The City of Conversation, now at Lincoln Center’s Mitzi E.
Newhouse theater through July 6, is the kind of show I love: a well- made drama
about big issues and ideas that isn’t afraid to get a little schmaltzy. But, of course, love is almost never perfect.
Playwright Anthony Giardina has set his political drama in the Georgetown
home of Hester Ferris, a celebrated Washington hostess who over the course of
30 years (from the waning days of the Carter administration to the optimistic
evening of the Obama inauguration) witnesses—and experiences—the breakdown of
civility between the parties that has created the stasis currently
crippling our political affairs.
Hester is an unabashed liberal but, to her chagrin, her only
child Colin falls in love with a diehard young Reaganite named Anna. The three
establish a shaky détente held together by their shared love for the son Colin
and Anna eventually have. It’s shattered by the 1987 battle to confirm Robert
Bork for a seat on the Supreme Court which forces each of them to decide how
much of a personal price he or she is willing to pay for political beliefs.

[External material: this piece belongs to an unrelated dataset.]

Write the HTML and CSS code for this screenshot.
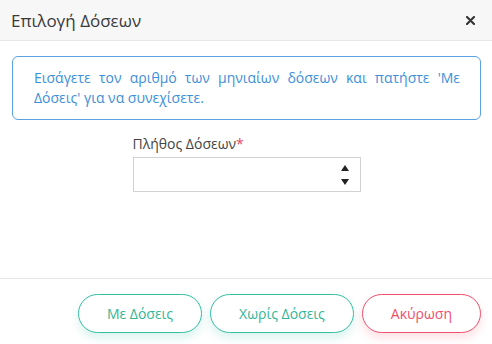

There’s inevitable soapboxing as the characters lay out
their philosophical differences and there are some narrative glitches as
Giardina struggles to cram in some familial subplots, including the dynamics between
a power-player mother and a weaker-willed son who isn’t as clever or ambitious
as she’d hoped he’d be and the symbiotic relationship between Hester and her meeker
sister Jean.
But the acting is top-notch. Michael Simpson is appropriately milquetoasty as Colin and Beth
Dixon is nicely nuanced in the underwritten role of Jean. But Hester is the juiciest
role and Jan Maxwell is magnificent, squeezing every delectable drop from it (click here to read an interview with her).
Maxwell is particularly good at capturing the deceptive
flightiness that women who came of age before the women’s movement often used
to mask the flintiness of their ambitions. Those of you with memories
stretching back to the last midcentury should think of political fundraiser Pamela
Harriman or newspaper publisher Katharine Graham.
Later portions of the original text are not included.